Con la
sentenza n. 10925/2019, la Prima Sezione Civile della Cassazione è intervenuta in merito ai requisiti necessari per il rilascio e il rinnovo del permesso di soggiorno per motivi di famiglia, previsto e disciplinato dal D. Lgs. n. 30/2007.
Nel caso oggetto della pronuncia, una cittadina extracomunitaria, sposata con un
cittadino italiano, aveva dapprima ottenuto il permesso in questione; successivamente, in prossimità della scadenza dello stesso ed avendo presentato tempestivamente istanza di rinnovo, si vedeva negare il titolo perché, in base agli accertamenti effettuati dalla Questura, i coniugi non sarebbero risultati conviventi.
L’interessata adiva allora la Cassazione.
I giudici di legittimità, nell'accogliere il ricorso, hanno precisato che nel caso in esame è applicabile la disciplina contenuta nel D. Lgs. 30/2007.
Ora, per la Cassazione, deve escludersi che tra i criteri di riconoscimento iniziale nonché di conservazione dei titoli di soggiorno previsti da tale normativa possa farsi rientrare, nell'ipotesi del coniuge del cittadino italiano (o dell' U.E.), la convivenza effettiva.
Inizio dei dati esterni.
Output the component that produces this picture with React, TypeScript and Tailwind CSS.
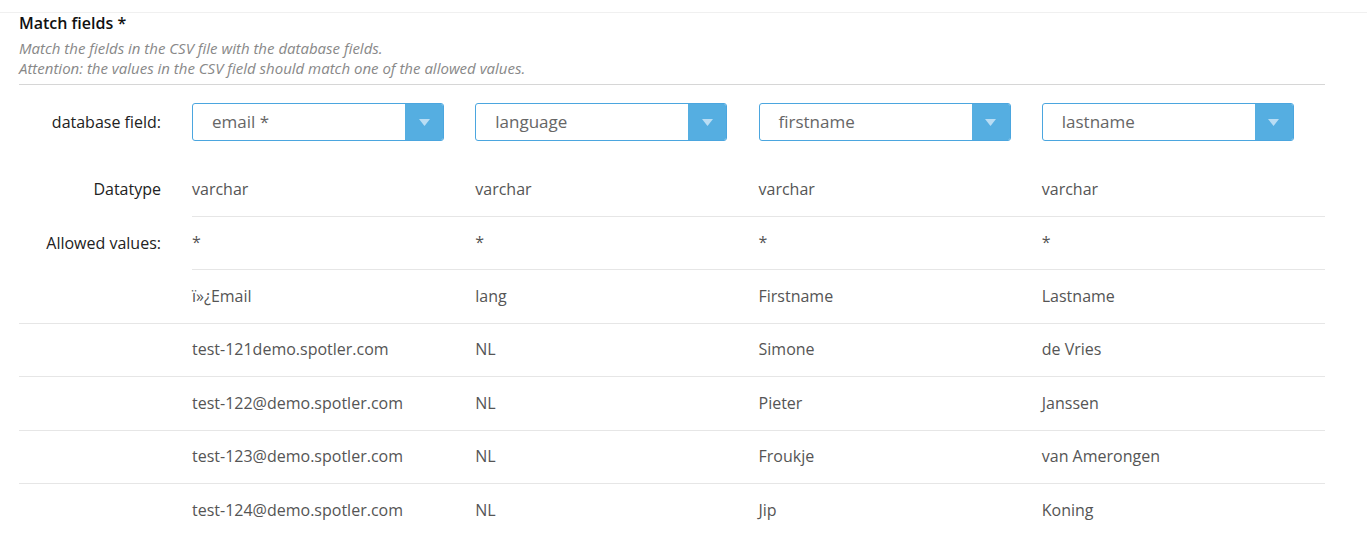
const columns = ["email *", "language", "firstname", "lastname"];

const csvHeader = ["ï»¿Email", "lang", "Firstname", "Lastname"];

const rows = [
  ["test-121demo.spotler.com", "NL", "Simone", "de Vries"],
  ["test-122@demo.spotler.com", "NL", "Pieter", "Janssen"],
  ["test-123@demo.spotler.com", "NL", "Froukje", "van Amerongen"],
  ["test-124@demo.spotler.com", "NL", "Jip", "Koning"],
];

function Select({ value }: { value: string }) {
  return (
    <div className="flex h-[38px] w-[252px] rounded-[3px] border border-[#4ba6df] bg-white overflow-hidden">
      <div className="flex-1 flex items-center pl-[19px] text-[17px] text-[#666]">
        {value}
      </div>
      <div className="w-[38px] bg-[#55aee1] flex items-center justify-center">
        <svg width="11" height="7" viewBox="0 0 11 7">
          <path d="M0 0 L11 0 L5.5 7 Z" fill="#b9ddf4" />
        </svg>
      </div>
    </div>
  );
}

function ValueCells({ values }: { values: string[] }) {
  return (
    <>
      {values.map((v, i) => (
        <div key={i} className="flex items-center pb-[1px]">
          {v}
        </div>
      ))}
    </>
  );
}

export default function App() {
  return (
    <div
      className="min-h-screen bg-white text-[16px] text-[#555]"
      style={{ fontFamily: '"Open Sans", "Liberation Sans", sans-serif' }}
    >
      <div className="h-[13px] border-b border-[#f0f0f0]" />
      <div className="pl-[19px] pr-[42px]">
        <h2 className="text-[16px] leading-[20px] font-semibold text-[#111]">
          Match fields *
        </h2>
        <div className="mt-[5px] text-[15px] leading-[20px] italic text-[#888]">
          <p>Match the fields in the CSV file with the database fields.</p>
          <p>Attention: the values in the CSV field should match one of the allowed values.</p>
        </div>
        <hr className="mt-[6px] border-t border-[#d6d6d6]" />

        <div className="mt-[18px] flex items-center">
          <div className="w-[173px] pr-[31px] text-right text-[#222]">
            database field:
          </div>
          <div className="flex-1 grid grid-cols-4">
            {columns.map((c) => (
              <Select key={c} value={c} />
            ))}
          </div>
        </div>

        <div className="mt-[22px] flex h-[53.5px]">
          <div className="w-[173px] pr-[31px] flex items-center justify-end pb-[1px] text-[#222]">
            Datatype
          </div>
          <div className="flex-1 grid grid-cols-4 border-b border-[#e6e6e6]">
            <ValueCells values={["varchar", "varchar", "varchar", "varchar"]} />
          </div>
        </div>

        <div className="flex h-[53.5px]">
          <div className="w-[173px] pr-[31px] flex items-center justify-end pb-[1px] text-[#222]">
            Allowed values:
          </div>
          <div className="flex-1 grid grid-cols-4 border-b border-[#e6e6e6]">
            <ValueCells values={["*", "*", "*", "*"]} />
          </div>
        </div>

        <div className="flex h-[53.5px] border-b border-[#e6e6e6]">
          <div className="w-[173px]" />
          <div className="flex-1 grid grid-cols-4">
            <ValueCells values={csvHeader} />
          </div>
        </div>

        {rows.map((r, i) => (
          <div
            key={i}
            className={
              "flex h-[53.5px] " +
              (i < rows.length - 1 ? "border-b border-[#e6e6e6]" : "")
            }
          >
            <div className="w-[173px]" />
            <div className="flex-1 grid grid-cols-4">
              <ValueCells values={r} />
            </div>
          </div>
        ))}
      </div>
    </div>
  );
}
Infatti un simile criterio, secondo la Corte, deve ritenersi estraneo sia alla previsione dell'art. 7, comma 1, lett. d), relativo al diritto di soggiorno del familiare del cittadino italiano, sia alle previsioni di cui agli artt. 12 e 13 del D. Lgs. n. 30/2007, che regolano rispettivamente la conservazione del diritto di soggiorno in caso di divorzio o annullamento del
matrimonio e il limite del pericolo per l'
ordine e la
sicurezza pubblica.
Dunque, per la pronuncia in commento, il rinnovo del permesso di soggiorno per motivi familiari in favore di un cittadino extracomunitario, sposato con un cittadino italiano, non richiede né il requisito oggettivo della “convivenza” tra il coniuge italiano e il richiedente, né quello del pregresso regolare soggiorno del richiedente (così Cass. 5303/2014).
Sono fatte salve, però,le conseguenze dell’eventuale accertamento di un matrimonio fittizio o di convenienza, essendo tuttora vigente, anche perché espressamente previsto dall'art. 35 della Direttiva 2004/38/CE, il divieto di
abuso del diritto e di
frode, realizzabili mediante matrimoni fittizi contratti all'esclusivo fine di aggirare la normativa pubblicistica in tema di immigrazione.
Nel caso in esame, tuttavia, la richiesta di rinnovo del permesso era stata rigettata dal Questore sulla base della asserita mancanza di prova della convivenza. Viceversa, nessuna contestazione era stata mossa alla ricorrente in merito ad una eventuale natura fittizia del vincolo coniugale.
Sul punto, la Corte ha precisato che “il carattere fittizio del matrimonio… è cosa ben diversa dal requisito della convivenza”. In conseguenza di ciò, la Cassazione ha dichiarato la nullità della sentenza di secondo grado, che aveva invece respinto l’appello proprio sulla base di un presunto carattere fittizio del rapporto coniugale, anziché fondarsi sul difetto di convivenza che costituiva la motivazione del provvedimento di diniego adottato dalla Questura.
La Corte ha in proposito ricordato che “
l’accertamento giurisdizionale è strettamente vincolato dalla motivazione del provvedimento amministrativo”, pertanto nella fattispecie esaminata avrebbe dovuto limitarsi al riscontro, alla luce della disciplina applicabile, delle condizioni riconducibili all’unione coniugale.
In applicazione di tali principi, la Corte ha cassato la sentenza impugnata e deciso la causa nel merito, pronunciando la nullità del provvedimento di rifiuto del rinnovo del permesso di soggiorno emesso dal Questore nei confronti della ricorrente.